We quantified these benefits using a stochastic population model developed for Golden Perch (Macquaria ambigua). The project considered four differing flow management scenarios: current operational limits and four scenarios with relaxed constraints and therefore increased flows. The model’s spatial extent spanned the southern connected Murray-Darling basin including the Murray, Edward, Darling and Murrumbidgee Rivers, represented as 8 connected populations where discreet population responses were analysed over 124 years utilising modelled flow and temperature data inputs. The model considered the best available knowledge of the ecology and biology of Golden Perch.
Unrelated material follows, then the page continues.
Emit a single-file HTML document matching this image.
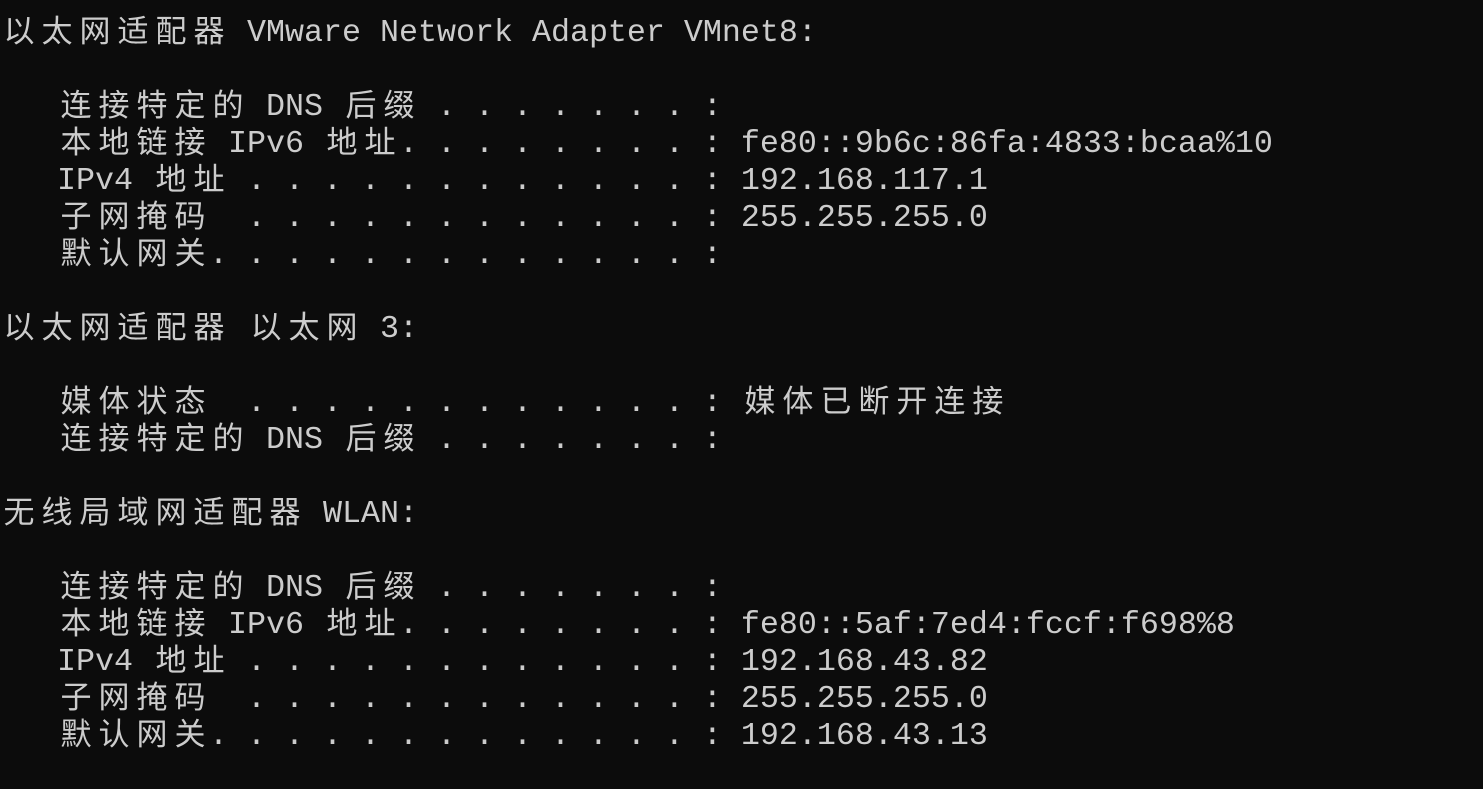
<!DOCTYPE html>
<html><head><meta charset="utf-8"><style>
html,body{margin:0;padding:0;background:#0c0c0c;width:1483px;height:789px;overflow:hidden}
.l{position:absolute;left:0;height:37px;line-height:37px;font-family:"Liberation Mono",monospace;font-size:31.67px;color:#cccccc;white-space:pre}
.c{font-family:"Noto Sans CJK SC","WenQuanYi Zen Hei",sans-serif;font-size:31px;letter-spacing:7px;margin-left:3.5px;margin-right:-3.5px;line-height:0;vertical-align:baseline;position:relative;top:1px}
</style></head><body>
<div class="l" style="top:15px"><span class="c">以太网适配器</span> VMware Network Adapter VMnet8:</div>
<div class="l" style="top:89px">   <span class="c">连接特定的</span> DNS <span class="c">后缀</span> . . . . . . . :</div>
<div class="l" style="top:126px">   <span class="c">本地链接</span> IPv6 <span class="c">地址</span>. . . . . . . . : fe80::9b6c:86fa:4833:bcaa%10</div>
<div class="l" style="top:163px">   IPv4 <span class="c">地址</span> . . . . . . . . . . . . : 192.168.117.1</div>
<div class="l" style="top:200px">   <span class="c">子网掩码</span>  . . . . . . . . . . . . : 255.255.255.0</div>
<div class="l" style="top:237px">   <span class="c">默认网关</span>. . . . . . . . . . . . . :</div>
<div class="l" style="top:311px"><span class="c">以太网适配器</span> <span class="c">以太网</span> 3:</div>
<div class="l" style="top:385px">   <span class="c">媒体状态</span>  . . . . . . . . . . . . : <span class="c">媒体已断开连接</span></div>
<div class="l" style="top:422px">   <span class="c">连接特定的</span> DNS <span class="c">后缀</span> . . . . . . . :</div>
<div class="l" style="top:496px"><span class="c">无线局域网适配器</span> WLAN:</div>
<div class="l" style="top:570px">   <span class="c">连接特定的</span> DNS <span class="c">后缀</span> . . . . . . . :</div>
<div class="l" style="top:607px">   <span class="c">本地链接</span> IPv6 <span class="c">地址</span>. . . . . . . . : fe80::5af:7ed4:fccf:f698%8</div>
<div class="l" style="top:644px">   IPv4 <span class="c">地址</span> . . . . . . . . . . . . : 192.168.43.82</div>
<div class="l" style="top:681px">   <span class="c">子网掩码</span>  . . . . . . . . . . . . : 255.255.255.0</div>
<div class="l" style="top:718px">   <span class="c">默认网关</span>. . . . . . . . . . . . . : 192.168.43.13</div>
</body></html>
Modelling predicted significant benefits to Golden Perch populations under all relaxed constraints options (average increase of 20% in population size), with the highest benefits predicted under the highest level of relaxed flow constraints (30% increase in population size). The modelling also provided important insights into the population dynamics of this species, where some populations are sinks while others drive the dynamics of the whole metapopulation, highlighting the importance of source populations.

Our approach represents a significant step forward in the spatial and temporal extent of population modelling on Australian fish species. This project also demonstrates the predictive utility of population modelling as a tool to answer management questions.